STATED PROBLEM:
Each line containing the word "this" needs to be copied.

(Code that builds pages)
■ ■ ■ ■ ■ ■ ■

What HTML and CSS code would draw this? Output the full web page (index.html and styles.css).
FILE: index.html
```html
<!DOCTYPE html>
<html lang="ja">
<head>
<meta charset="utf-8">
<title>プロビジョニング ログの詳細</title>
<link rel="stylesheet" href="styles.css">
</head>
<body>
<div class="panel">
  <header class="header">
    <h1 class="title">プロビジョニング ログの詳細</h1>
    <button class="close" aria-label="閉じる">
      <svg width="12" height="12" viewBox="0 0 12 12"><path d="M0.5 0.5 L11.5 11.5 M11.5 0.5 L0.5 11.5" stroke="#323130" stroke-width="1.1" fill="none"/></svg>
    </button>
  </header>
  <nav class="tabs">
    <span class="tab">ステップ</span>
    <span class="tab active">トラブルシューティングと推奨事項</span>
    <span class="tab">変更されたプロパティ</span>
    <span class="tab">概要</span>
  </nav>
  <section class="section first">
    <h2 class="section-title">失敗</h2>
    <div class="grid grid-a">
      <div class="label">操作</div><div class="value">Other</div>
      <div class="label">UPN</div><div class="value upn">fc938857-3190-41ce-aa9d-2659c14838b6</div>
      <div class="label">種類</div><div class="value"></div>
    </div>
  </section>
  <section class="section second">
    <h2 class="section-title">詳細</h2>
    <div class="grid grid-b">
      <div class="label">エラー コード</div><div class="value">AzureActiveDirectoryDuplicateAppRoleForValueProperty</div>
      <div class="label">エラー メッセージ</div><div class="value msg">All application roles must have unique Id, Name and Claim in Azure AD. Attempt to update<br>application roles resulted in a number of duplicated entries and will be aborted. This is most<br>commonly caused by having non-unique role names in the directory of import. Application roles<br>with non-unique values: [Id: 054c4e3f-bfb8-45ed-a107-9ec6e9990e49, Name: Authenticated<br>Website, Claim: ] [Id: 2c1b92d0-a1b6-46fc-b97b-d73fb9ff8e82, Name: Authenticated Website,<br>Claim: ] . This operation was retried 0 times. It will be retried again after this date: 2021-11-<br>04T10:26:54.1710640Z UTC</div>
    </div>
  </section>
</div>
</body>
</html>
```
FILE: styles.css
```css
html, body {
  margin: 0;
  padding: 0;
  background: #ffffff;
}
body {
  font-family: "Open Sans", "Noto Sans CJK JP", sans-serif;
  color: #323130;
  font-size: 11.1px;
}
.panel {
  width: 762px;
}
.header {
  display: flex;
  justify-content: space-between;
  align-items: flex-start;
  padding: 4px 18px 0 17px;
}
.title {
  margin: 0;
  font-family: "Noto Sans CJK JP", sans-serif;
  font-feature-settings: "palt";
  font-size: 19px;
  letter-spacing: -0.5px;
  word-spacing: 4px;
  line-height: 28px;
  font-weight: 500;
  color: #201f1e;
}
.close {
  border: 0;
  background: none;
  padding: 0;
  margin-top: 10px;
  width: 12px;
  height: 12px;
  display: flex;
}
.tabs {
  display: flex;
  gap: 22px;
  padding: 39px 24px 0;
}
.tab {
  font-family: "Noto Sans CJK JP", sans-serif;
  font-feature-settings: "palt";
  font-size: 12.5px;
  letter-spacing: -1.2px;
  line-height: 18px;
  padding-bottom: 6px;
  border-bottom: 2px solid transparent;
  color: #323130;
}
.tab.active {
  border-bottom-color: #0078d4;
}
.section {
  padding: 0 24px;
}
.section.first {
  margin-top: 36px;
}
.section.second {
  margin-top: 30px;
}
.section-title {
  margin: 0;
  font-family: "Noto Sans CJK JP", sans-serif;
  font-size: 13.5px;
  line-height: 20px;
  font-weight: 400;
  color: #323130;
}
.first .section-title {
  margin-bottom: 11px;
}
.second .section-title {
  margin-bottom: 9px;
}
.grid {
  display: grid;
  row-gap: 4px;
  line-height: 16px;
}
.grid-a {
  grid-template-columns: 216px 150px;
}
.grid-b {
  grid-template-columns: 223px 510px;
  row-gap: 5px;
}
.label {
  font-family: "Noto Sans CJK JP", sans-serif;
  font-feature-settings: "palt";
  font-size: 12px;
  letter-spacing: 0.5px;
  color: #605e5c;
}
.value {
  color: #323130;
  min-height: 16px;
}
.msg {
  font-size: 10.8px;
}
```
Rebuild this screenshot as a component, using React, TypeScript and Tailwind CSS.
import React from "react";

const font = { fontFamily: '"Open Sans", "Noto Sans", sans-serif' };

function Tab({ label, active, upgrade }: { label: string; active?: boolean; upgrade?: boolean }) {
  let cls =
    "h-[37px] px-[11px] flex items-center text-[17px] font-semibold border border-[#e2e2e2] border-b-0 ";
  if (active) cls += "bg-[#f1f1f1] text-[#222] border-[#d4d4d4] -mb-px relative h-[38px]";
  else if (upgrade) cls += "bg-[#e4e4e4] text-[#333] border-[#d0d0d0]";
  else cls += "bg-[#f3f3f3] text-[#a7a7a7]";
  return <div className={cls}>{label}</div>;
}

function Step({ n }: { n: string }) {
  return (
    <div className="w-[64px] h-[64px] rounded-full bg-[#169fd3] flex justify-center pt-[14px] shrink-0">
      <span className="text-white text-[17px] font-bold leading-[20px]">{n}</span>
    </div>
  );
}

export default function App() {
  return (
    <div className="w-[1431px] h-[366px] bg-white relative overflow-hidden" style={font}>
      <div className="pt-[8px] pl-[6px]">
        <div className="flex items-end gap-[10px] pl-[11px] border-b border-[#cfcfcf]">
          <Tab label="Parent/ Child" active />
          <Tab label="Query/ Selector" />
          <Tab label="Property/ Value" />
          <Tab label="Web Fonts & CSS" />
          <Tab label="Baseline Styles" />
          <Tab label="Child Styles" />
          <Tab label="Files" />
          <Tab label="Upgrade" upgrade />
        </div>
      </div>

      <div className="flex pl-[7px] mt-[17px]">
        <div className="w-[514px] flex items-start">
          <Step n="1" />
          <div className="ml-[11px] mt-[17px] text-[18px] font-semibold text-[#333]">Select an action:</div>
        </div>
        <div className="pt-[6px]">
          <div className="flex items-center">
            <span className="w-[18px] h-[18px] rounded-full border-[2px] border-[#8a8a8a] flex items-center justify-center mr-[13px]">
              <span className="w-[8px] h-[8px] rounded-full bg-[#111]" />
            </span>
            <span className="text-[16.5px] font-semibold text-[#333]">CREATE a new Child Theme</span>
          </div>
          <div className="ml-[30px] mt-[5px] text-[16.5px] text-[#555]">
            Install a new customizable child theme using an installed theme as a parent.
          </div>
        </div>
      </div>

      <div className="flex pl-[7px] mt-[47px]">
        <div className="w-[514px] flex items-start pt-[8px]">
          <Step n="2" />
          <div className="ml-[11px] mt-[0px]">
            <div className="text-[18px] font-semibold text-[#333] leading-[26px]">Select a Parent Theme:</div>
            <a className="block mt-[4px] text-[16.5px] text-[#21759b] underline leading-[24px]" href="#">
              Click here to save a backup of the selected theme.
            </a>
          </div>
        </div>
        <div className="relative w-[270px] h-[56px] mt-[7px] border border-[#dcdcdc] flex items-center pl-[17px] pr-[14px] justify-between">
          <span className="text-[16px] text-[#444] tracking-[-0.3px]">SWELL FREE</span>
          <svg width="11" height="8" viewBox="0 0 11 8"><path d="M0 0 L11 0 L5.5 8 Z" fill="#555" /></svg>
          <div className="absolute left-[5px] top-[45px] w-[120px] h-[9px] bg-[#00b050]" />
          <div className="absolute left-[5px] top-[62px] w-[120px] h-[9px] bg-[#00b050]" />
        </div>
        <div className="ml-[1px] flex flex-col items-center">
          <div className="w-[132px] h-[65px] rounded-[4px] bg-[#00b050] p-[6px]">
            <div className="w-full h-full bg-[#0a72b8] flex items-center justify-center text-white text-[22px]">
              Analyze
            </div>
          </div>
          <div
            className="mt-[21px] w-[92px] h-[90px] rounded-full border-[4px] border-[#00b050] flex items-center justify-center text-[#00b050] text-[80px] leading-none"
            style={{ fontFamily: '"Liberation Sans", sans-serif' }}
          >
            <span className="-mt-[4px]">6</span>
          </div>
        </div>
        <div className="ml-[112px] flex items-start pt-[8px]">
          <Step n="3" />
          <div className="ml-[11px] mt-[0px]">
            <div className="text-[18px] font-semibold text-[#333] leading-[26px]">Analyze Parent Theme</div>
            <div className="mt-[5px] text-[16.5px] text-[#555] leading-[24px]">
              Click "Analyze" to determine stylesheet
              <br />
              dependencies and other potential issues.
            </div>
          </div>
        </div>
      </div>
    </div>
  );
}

■ ■ ■ ■ ■ ■ ■

CORRECT RESPONSE:
What HTML and CSS code would draw this? Output the full web page (index.html and styles.css).
      <div class="label">エラー メッセージ</div><div class="value msg">All application roles must have unique Id, Name and Claim in Azure AD. Attempt to update<br>application roles resulted in a number of duplicated entries and will be aborted. This is most<br>commonly caused by having non-unique role names in the directory of import. Application roles<br>with non-unique values: [Id: 054c4e3f-bfb8-45ed-a107-9ec6e9990e49, Name: Authenticated<br>Website, Claim: ] [Id: 2c1b92d0-a1b6-46fc-b97b-d73fb9ff8e82, Name: Authenticated Website,<br>Claim: ] . This operation was retried 0 times. It will be retried again after this date: 2021-11-<br>04T10:26:54.1710640Z UTC</div>
Rebuild this screenshot as a component, using React, TypeScript and Tailwind CSS.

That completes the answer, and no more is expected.